EXERCISE INSTRUCTIONS:
Quote the whole listing exactly. Leave the pictures out of your copy.
-- start of INFORMATION SUPPLIED --
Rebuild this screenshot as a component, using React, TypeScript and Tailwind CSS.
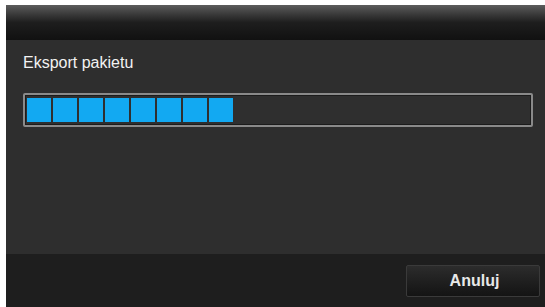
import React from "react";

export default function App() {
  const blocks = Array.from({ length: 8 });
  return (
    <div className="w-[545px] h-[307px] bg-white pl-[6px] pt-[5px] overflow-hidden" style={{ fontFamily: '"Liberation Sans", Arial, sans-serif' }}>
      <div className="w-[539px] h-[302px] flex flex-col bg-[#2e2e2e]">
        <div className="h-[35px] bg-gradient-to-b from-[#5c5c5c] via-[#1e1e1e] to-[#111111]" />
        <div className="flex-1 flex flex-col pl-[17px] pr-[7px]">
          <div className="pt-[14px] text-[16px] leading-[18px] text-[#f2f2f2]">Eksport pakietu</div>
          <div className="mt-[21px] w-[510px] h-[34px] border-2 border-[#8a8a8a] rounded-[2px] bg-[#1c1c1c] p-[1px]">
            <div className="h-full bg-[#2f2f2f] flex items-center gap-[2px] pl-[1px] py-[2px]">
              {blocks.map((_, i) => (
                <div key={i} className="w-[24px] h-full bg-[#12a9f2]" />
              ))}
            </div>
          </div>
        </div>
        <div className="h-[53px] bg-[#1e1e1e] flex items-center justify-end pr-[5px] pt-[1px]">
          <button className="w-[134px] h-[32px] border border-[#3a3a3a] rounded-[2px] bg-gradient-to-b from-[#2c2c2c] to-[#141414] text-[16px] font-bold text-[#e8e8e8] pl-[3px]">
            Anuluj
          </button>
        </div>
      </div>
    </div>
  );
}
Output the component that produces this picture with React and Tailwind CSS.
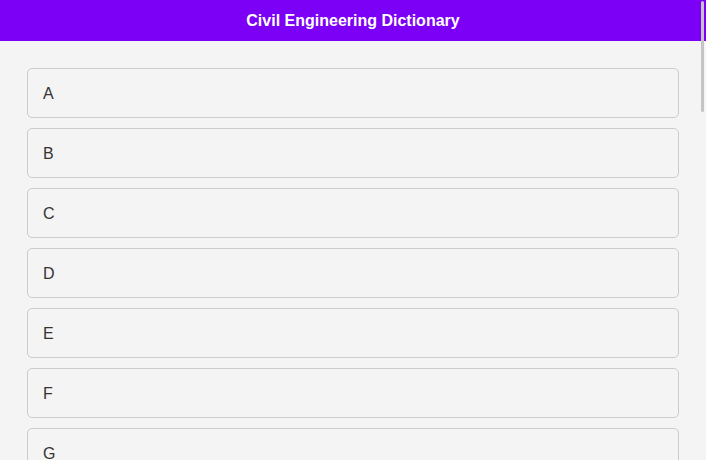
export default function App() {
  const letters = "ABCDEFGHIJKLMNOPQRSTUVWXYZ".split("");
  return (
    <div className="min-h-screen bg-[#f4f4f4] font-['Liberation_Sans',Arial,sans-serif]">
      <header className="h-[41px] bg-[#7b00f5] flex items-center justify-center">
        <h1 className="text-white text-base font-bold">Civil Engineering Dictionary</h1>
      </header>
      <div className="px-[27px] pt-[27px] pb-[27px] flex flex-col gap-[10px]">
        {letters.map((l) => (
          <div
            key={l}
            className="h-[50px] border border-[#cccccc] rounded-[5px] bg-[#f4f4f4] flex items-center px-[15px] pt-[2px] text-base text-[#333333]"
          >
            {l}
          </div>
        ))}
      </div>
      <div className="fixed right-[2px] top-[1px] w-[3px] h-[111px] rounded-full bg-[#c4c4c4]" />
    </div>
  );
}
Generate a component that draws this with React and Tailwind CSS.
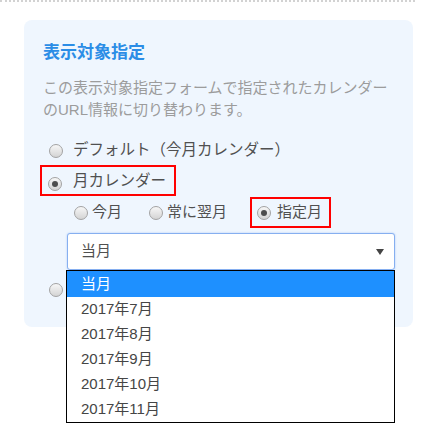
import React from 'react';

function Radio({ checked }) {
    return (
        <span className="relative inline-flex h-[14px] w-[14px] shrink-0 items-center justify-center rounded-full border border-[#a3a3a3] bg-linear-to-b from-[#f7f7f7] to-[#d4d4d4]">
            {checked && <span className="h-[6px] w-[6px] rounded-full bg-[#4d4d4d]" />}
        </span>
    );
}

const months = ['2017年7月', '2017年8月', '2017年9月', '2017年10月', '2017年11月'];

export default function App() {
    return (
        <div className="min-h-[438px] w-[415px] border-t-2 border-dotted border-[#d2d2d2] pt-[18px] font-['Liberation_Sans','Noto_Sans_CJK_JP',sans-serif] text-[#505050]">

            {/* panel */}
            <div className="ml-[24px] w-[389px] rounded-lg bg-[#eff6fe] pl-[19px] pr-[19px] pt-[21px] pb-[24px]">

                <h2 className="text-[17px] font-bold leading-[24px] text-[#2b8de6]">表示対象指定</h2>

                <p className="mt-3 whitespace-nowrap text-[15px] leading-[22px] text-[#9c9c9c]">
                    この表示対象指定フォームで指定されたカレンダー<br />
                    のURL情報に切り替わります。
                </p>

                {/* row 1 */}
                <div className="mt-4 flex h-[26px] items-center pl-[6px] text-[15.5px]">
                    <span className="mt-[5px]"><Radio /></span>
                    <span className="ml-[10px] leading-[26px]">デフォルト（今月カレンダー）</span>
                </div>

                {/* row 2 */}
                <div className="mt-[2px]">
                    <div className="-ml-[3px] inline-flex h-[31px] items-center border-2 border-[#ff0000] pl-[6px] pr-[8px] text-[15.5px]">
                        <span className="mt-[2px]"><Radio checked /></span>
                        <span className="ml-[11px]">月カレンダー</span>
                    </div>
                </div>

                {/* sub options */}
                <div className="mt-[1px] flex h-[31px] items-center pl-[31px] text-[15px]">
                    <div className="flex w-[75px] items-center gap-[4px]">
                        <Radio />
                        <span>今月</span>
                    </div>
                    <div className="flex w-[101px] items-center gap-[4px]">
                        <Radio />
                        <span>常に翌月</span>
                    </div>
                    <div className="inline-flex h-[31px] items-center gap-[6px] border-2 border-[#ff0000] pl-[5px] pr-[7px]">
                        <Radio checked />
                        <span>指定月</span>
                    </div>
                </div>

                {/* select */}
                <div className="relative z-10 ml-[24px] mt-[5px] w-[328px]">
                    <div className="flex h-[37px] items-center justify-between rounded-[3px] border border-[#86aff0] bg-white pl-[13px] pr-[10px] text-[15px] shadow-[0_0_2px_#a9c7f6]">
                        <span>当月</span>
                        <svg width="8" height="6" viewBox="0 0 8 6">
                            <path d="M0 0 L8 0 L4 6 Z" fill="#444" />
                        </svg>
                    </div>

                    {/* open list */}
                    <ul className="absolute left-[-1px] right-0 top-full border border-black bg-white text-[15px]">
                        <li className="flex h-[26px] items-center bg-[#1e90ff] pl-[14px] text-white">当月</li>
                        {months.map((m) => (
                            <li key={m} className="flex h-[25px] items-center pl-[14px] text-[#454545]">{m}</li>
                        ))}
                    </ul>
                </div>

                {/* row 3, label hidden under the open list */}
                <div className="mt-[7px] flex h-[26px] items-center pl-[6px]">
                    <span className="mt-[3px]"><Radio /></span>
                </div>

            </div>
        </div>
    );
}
-- end of INFORMATION SUPPLIED --
RESULT OF THIS EXERCISE:
Rebuild this screenshot as a component, using React, TypeScript and Tailwind CSS.
import React from "react";

export default function App() {
  const blocks = Array.from({ length: 8 });
  return (
    <div className="w-[545px] h-[307px] bg-white pl-[6px] pt-[5px] overflow-hidden" style={{ fontFamily: '"Liberation Sans", Arial, sans-serif' }}>
      <div className="w-[539px] h-[302px] flex flex-col bg-[#2e2e2e]">
        <div className="h-[35px] bg-gradient-to-b from-[#5c5c5c] via-[#1e1e1e] to-[#111111]" />
        <div className="flex-1 flex flex-col pl-[17px] pr-[7px]">
          <div className="pt-[14px] text-[16px] leading-[18px] text-[#f2f2f2]">Eksport pakietu</div>
          <div className="mt-[21px] w-[510px] h-[34px] border-2 border-[#8a8a8a] rounded-[2px] bg-[#1c1c1c] p-[1px]">
            <div className="h-full bg-[#2f2f2f] flex items-center gap-[2px] pl-[1px] py-[2px]">
              {blocks.map((_, i) => (
                <div key={i} className="w-[24px] h-full bg-[#12a9f2]" />
              ))}
            </div>
          </div>
        </div>
        <div className="h-[53px] bg-[#1e1e1e] flex items-center justify-end pr-[5px] pt-[1px]">
          <button className="w-[134px] h-[32px] border border-[#3a3a3a] rounded-[2px] bg-gradient-to-b from-[#2c2c2c] to-[#141414] text-[16px] font-bold text-[#e8e8e8] pl-[3px]">
            Anuluj
          </button>
        </div>
      </div>
    </div>
  );
}
Output the component that produces this picture with React and Tailwind CSS.
export default function App() {
  const letters = "ABCDEFGHIJKLMNOPQRSTUVWXYZ".split("");
  return (
    <div className="min-h-screen bg-[#f4f4f4] font-['Liberation_Sans',Arial,sans-serif]">
      <header className="h-[41px] bg-[#7b00f5] flex items-center justify-center">
        <h1 className="text-white text-base font-bold">Civil Engineering Dictionary</h1>
      </header>
      <div className="px-[27px] pt-[27px] pb-[27px] flex flex-col gap-[10px]">
        {letters.map((l) => (
          <div
            key={l}
            className="h-[50px] border border-[#cccccc] rounded-[5px] bg-[#f4f4f4] flex items-center px-[15px] pt-[2px] text-base text-[#333333]"
          >
            {l}
          </div>
        ))}
      </div>
      <div className="fixed right-[2px] top-[1px] w-[3px] h-[111px] rounded-full bg-[#c4c4c4]" />
    </div>
  );
}
Generate a component that draws this with React and Tailwind CSS.
import React from 'react';

function Radio({ checked }) {
    return (
        <span className="relative inline-flex h-[14px] w-[14px] shrink-0 items-center justify-center rounded-full border border-[#a3a3a3] bg-linear-to-b from-[#f7f7f7] to-[#d4d4d4]">
            {checked && <span className="h-[6px] w-[6px] rounded-full bg-[#4d4d4d]" />}
        </span>
    );
}

const months = ['2017年7月', '2017年8月', '2017年9月', '2017年10月', '2017年11月'];

export default function App() {
    return (
        <div className="min-h-[438px] w-[415px] border-t-2 border-dotted border-[#d2d2d2] pt-[18px] font-['Liberation_Sans','Noto_Sans_CJK_JP',sans-serif] text-[#505050]">

            {/* panel */}
            <div className="ml-[24px] w-[389px] rounded-lg bg-[#eff6fe] pl-[19px] pr-[19px] pt-[21px] pb-[24px]">

                <h2 className="text-[17px] font-bold leading-[24px] text-[#2b8de6]">表示対象指定</h2>

                <p className="mt-3 whitespace-nowrap text-[15px] leading-[22px] text-[#9c9c9c]">
                    この表示対象指定フォームで指定されたカレンダー<br />
                    のURL情報に切り替わります。
                </p>

                {/* row 1 */}
                <div className="mt-4 flex h-[26px] items-center pl-[6px] text-[15.5px]">
                    <span className="mt-[5px]"><Radio /></span>
                    <span className="ml-[10px] leading-[26px]">デフォルト（今月カレンダー）</span>
                </div>

                {/* row 2 */}
                <div className="mt-[2px]">
                    <div className="-ml-[3px] inline-flex h-[31px] items-center border-2 border-[#ff0000] pl-[6px] pr-[8px] text-[15.5px]">
                        <span className="mt-[2px]"><Radio checked /></span>
                        <span className="ml-[11px]">月カレンダー</span>
                    </div>
                </div>

                {/* sub options */}
                <div className="mt-[1px] flex h-[31px] items-center pl-[31px] text-[15px]">
                    <div className="flex w-[75px] items-center gap-[4px]">
                        <Radio />
                        <span>今月</span>
                    </div>
                    <div className="flex w-[101px] items-center gap-[4px]">
                        <Radio />
                        <span>常に翌月</span>
                    </div>
                    <div className="inline-flex h-[31px] items-center gap-[6px] border-2 border-[#ff0000] pl-[5px] pr-[7px]">
                        <Radio checked />
                        <span>指定月</span>
                    </div>
                </div>

                {/* select */}
                <div className="relative z-10 ml-[24px] mt-[5px] w-[328px]">
                    <div className="flex h-[37px] items-center justify-between rounded-[3px] border border-[#86aff0] bg-white pl-[13px] pr-[10px] text-[15px] shadow-[0_0_2px_#a9c7f6]">
                        <span>当月</span>
                        <svg width="8" height="6" viewBox="0 0 8 6">
                            <path d="M0 0 L8 0 L4 6 Z" fill="#444" />
                        </svg>
                    </div>

                    {/* open list */}
                    <ul className="absolute left-[-1px] right-0 top-full border border-black bg-white text-[15px]">
                        <li className="flex h-[26px] items-center bg-[#1e90ff] pl-[14px] text-white">当月</li>
                        {months.map((m) => (
                            <li key={m} className="flex h-[25px] items-center pl-[14px] text-[#454545]">{m}</li>
                        ))}
                    </ul>
                </div>

                {/* row 3, label hidden under the open list */}
                <div className="mt-[7px] flex h-[26px] items-center pl-[6px]">
                    <span className="mt-[3px]"><Radio /></span>
                </div>

            </div>
        </div>
    );
}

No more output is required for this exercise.